Mehta saw Hooda's previous films Risk and D. In this film, he played the role of Raja Ravi Varma in two phases — first as a 60-year-old and then as a 20-year-old in a span of 10 days. As a preparation for his role, Hooda tried to learn the basics of painting. He was happy working in the film and said that his acting skills were well-groomed by Mehta's abilities.

Paresh Rawal plays an important role in the film. Triptha Parashar, whom Mehta spotted in an advertisement, was immediately offered the role of a princess without auditioning. Feryna Wazheir, who was born and raised in the UK to Kashmiri parents, plays a Parsi girl in the film.

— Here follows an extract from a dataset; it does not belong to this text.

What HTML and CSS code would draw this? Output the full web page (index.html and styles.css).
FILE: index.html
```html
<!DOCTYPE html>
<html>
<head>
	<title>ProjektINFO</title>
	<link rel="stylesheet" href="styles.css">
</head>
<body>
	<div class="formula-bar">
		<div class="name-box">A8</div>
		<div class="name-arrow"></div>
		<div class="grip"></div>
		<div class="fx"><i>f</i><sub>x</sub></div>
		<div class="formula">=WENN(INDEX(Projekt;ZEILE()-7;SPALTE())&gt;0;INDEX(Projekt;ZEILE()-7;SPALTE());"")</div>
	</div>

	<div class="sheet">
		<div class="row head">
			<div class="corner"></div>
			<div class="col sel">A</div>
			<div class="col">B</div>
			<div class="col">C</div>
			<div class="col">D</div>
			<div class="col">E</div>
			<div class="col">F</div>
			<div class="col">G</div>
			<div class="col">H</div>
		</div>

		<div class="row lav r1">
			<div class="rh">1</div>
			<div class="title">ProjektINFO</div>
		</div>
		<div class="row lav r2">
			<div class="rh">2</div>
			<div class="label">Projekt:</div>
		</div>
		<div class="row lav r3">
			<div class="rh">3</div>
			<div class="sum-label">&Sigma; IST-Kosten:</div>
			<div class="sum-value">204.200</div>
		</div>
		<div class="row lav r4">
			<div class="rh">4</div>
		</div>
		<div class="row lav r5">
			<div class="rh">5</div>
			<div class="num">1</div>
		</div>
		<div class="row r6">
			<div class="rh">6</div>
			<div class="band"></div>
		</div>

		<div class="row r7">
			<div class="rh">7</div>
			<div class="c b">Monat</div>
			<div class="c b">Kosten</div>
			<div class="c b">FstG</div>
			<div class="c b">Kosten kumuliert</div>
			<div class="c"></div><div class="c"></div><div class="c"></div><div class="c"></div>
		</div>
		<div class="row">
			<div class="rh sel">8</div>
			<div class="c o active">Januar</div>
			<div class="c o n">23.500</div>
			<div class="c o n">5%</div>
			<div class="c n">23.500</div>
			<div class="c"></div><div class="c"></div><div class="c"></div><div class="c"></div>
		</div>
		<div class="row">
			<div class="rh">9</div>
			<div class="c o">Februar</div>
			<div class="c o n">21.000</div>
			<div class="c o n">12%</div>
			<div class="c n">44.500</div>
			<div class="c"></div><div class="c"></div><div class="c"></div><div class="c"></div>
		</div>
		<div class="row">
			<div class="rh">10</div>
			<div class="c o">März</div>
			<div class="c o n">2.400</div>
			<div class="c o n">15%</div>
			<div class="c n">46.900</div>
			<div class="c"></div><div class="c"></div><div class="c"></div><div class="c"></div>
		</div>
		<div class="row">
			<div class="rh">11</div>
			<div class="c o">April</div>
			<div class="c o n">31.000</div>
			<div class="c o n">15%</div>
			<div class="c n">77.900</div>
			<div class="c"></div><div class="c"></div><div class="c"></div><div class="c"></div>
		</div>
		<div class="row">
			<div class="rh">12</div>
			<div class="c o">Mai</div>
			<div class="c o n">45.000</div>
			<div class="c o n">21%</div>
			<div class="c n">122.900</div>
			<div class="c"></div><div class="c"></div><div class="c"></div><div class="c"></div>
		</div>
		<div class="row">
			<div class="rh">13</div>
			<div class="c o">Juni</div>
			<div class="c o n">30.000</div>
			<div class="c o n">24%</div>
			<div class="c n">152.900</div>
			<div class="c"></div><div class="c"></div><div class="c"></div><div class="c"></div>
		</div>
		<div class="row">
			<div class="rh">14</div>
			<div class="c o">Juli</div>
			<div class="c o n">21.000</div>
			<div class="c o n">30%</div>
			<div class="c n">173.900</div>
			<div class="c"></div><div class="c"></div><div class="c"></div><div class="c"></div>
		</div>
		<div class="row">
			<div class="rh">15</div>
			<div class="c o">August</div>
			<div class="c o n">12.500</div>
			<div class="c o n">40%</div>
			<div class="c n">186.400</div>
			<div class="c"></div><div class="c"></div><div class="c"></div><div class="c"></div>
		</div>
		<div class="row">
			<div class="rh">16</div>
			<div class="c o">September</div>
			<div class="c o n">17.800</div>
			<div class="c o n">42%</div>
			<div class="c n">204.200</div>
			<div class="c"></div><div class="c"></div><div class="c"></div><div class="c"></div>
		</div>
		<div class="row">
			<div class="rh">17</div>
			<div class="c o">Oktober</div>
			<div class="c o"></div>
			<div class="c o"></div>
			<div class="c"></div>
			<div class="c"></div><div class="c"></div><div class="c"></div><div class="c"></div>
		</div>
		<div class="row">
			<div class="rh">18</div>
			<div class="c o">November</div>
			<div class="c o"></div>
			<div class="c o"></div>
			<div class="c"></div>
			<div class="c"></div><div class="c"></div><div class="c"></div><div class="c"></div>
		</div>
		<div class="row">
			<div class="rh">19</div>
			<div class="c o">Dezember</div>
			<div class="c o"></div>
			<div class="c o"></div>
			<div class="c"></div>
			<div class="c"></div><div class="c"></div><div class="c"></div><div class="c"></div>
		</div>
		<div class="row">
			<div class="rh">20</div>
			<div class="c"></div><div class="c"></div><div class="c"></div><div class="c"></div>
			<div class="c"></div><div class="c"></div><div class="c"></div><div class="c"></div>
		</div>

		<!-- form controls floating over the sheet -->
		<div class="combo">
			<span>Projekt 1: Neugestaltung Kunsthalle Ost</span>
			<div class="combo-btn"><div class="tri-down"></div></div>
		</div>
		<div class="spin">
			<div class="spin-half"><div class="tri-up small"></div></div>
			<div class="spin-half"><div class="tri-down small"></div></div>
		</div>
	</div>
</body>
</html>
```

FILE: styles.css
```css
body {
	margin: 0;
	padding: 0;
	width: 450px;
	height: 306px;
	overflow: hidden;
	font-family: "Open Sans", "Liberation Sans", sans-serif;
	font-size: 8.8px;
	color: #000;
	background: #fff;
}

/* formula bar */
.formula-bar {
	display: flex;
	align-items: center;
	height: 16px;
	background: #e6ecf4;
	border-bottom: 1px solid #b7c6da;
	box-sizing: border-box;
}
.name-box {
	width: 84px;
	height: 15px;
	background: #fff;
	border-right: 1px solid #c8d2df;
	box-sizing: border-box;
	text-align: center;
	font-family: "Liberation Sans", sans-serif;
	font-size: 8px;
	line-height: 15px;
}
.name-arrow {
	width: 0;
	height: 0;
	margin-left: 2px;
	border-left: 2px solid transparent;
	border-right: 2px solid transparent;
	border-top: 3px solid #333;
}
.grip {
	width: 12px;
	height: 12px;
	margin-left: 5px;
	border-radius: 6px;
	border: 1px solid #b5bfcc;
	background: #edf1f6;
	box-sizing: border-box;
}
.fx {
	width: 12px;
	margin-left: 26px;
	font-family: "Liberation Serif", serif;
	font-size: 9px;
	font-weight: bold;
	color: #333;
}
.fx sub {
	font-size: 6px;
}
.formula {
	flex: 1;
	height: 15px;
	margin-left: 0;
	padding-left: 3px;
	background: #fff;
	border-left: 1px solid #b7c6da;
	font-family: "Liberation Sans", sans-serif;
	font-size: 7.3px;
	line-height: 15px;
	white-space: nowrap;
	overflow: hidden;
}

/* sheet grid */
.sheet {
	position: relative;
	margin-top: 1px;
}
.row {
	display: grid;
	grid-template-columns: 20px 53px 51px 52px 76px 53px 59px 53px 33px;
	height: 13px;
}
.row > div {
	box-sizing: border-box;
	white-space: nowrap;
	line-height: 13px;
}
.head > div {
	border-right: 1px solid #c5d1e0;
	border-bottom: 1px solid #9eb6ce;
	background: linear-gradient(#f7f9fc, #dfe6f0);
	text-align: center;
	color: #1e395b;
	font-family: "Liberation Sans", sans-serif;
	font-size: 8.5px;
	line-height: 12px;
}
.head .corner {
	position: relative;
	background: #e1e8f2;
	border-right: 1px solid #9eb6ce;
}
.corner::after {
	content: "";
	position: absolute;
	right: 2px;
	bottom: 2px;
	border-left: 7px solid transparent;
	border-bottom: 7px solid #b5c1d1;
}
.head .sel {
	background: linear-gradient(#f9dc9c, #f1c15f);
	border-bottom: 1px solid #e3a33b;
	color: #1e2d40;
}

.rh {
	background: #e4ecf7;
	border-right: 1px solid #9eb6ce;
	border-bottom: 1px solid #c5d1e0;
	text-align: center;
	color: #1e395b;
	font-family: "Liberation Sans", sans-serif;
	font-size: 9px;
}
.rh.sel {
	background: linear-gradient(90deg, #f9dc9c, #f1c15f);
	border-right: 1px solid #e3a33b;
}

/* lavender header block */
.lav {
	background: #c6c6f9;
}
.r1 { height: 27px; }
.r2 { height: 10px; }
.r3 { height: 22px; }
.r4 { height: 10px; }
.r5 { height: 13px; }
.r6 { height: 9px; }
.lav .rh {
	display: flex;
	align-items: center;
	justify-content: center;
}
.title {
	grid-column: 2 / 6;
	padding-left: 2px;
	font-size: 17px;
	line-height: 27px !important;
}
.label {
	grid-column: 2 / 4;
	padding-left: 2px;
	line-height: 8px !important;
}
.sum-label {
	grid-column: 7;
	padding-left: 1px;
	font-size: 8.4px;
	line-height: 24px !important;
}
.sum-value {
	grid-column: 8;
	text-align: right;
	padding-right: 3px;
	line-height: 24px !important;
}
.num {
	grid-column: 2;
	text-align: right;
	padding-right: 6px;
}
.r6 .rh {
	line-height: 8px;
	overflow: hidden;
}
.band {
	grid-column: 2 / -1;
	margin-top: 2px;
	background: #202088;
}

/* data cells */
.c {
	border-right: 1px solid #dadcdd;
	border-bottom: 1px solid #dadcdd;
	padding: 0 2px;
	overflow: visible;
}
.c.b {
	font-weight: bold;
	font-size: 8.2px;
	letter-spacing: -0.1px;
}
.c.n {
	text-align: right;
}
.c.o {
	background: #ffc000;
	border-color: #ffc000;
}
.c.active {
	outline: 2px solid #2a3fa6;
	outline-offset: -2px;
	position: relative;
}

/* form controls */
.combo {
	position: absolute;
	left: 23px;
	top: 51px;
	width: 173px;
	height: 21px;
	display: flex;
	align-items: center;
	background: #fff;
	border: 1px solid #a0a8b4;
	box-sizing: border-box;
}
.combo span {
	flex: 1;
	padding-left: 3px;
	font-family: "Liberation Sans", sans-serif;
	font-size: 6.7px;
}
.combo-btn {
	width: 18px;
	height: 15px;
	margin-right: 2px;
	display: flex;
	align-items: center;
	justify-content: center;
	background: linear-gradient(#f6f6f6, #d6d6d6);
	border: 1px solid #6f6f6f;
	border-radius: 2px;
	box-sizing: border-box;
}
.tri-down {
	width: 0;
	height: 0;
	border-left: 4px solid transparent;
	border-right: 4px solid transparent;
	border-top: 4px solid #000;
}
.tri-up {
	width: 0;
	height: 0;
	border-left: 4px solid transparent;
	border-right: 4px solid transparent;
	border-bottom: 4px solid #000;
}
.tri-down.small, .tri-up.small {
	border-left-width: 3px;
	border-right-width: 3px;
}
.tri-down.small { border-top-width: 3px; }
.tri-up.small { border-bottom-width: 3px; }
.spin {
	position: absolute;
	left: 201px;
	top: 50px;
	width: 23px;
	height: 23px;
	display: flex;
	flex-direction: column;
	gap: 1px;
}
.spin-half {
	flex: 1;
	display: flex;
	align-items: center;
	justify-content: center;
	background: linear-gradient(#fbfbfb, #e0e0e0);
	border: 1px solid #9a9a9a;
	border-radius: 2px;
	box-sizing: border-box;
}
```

Sangita Kathiwada is the creative consultant and Niharika Khan, the award-winning designer is the costume designer.

==Soundtrack==
The soundtrack of Rang Rasiya is composed by Sandesh Shandilya and lyrics are written by Manoj Muntashir

===Track listing===

| No. | Title | Singer(s) | Length |
|---|---|---|---|
| 1. | "Rang Rasiya (title)" | Sunidhi Chauhan, Keerthi Sagathia | 4:01 |
| 2. | "Kahe Sataye" | Roop Kumar Rathod, Sunidhi Chauhan | 3:57 |
| 3. | "O Kamini" | Sonu Nigam, | 3:39 |
| 4. | "Anhad Naad" | Kailash Kher, Anwar Khan | 4:38 |
| 5. | "Sun Balam" | Rajashwari Pathak | 3:56 |
| 6. | "Rang Rasiya (Re-mix )" |  | 5:15 |
| Total length: |  |  | 24:06 |

== Release ==
The film was screened at 2008 The Times BFI London Film Festival. Rang Rasiya had been languishing in post-production from 2008 due to the Censor Board's objection with certain scenes that involved nudity. It was given a release date on 7 November 2014.

===Box office===
The film, made on a budget of ₹12 crore reportedly grossed ₹4.8 crore in India.